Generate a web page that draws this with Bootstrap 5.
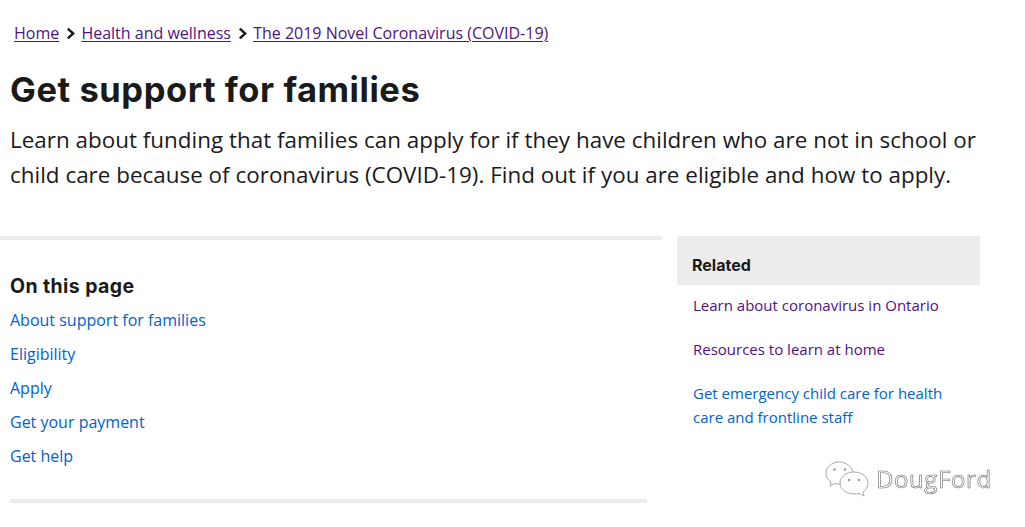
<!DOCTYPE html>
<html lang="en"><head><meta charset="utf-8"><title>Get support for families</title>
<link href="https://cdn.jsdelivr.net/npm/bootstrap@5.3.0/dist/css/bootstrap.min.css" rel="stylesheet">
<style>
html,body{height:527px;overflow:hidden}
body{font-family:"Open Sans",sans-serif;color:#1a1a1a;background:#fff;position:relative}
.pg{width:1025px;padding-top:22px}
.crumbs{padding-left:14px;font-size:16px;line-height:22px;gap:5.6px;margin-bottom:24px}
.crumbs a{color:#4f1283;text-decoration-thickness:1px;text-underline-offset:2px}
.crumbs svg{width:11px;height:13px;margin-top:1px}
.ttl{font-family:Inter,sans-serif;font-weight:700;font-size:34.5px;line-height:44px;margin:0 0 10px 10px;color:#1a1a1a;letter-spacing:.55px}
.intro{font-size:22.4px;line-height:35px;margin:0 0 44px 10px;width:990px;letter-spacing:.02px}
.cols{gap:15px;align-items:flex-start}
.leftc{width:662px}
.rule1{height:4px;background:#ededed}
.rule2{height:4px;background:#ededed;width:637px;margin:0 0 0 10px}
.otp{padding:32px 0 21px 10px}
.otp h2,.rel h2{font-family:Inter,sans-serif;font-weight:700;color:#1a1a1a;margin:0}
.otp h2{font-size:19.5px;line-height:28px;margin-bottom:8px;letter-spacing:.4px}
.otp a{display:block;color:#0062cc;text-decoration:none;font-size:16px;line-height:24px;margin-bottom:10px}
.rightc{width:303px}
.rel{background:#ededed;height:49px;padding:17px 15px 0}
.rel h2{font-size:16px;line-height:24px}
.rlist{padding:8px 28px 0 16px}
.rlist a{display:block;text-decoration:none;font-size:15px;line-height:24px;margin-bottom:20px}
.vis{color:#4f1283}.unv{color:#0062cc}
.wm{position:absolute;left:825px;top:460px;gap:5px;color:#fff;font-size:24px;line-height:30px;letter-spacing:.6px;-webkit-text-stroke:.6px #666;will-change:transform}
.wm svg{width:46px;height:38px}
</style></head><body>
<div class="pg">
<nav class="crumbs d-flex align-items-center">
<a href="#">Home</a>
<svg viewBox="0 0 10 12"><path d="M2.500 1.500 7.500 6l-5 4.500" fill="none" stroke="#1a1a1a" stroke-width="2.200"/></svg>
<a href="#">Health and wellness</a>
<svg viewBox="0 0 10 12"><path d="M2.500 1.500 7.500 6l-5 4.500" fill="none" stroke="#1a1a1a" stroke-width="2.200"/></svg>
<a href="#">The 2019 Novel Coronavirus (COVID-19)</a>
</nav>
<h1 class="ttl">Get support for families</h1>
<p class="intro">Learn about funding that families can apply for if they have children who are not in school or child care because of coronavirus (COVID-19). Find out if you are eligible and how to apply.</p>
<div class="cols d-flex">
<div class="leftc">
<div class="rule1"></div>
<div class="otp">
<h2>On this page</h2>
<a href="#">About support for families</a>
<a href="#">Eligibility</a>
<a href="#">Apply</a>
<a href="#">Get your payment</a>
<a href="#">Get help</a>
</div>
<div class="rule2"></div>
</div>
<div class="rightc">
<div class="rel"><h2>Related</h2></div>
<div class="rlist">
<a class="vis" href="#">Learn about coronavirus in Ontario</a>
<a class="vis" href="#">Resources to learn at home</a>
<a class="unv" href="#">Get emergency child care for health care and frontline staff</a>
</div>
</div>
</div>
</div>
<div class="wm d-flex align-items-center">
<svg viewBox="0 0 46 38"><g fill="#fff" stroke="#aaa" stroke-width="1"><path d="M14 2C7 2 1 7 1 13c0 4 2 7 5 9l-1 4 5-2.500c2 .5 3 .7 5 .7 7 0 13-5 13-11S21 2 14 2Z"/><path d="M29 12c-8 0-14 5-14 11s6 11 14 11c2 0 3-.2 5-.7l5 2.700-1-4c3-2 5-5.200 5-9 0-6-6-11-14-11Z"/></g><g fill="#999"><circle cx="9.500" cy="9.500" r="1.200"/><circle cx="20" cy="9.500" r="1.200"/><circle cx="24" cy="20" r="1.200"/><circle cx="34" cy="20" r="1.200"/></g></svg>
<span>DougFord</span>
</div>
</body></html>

TASK INSTRUCTIONS
Filter the data for the string "page" and copy every line that has it.

WORKED SOLUTION
Generate a web page that draws this with Bootstrap 5.
<h2>On this page</h2>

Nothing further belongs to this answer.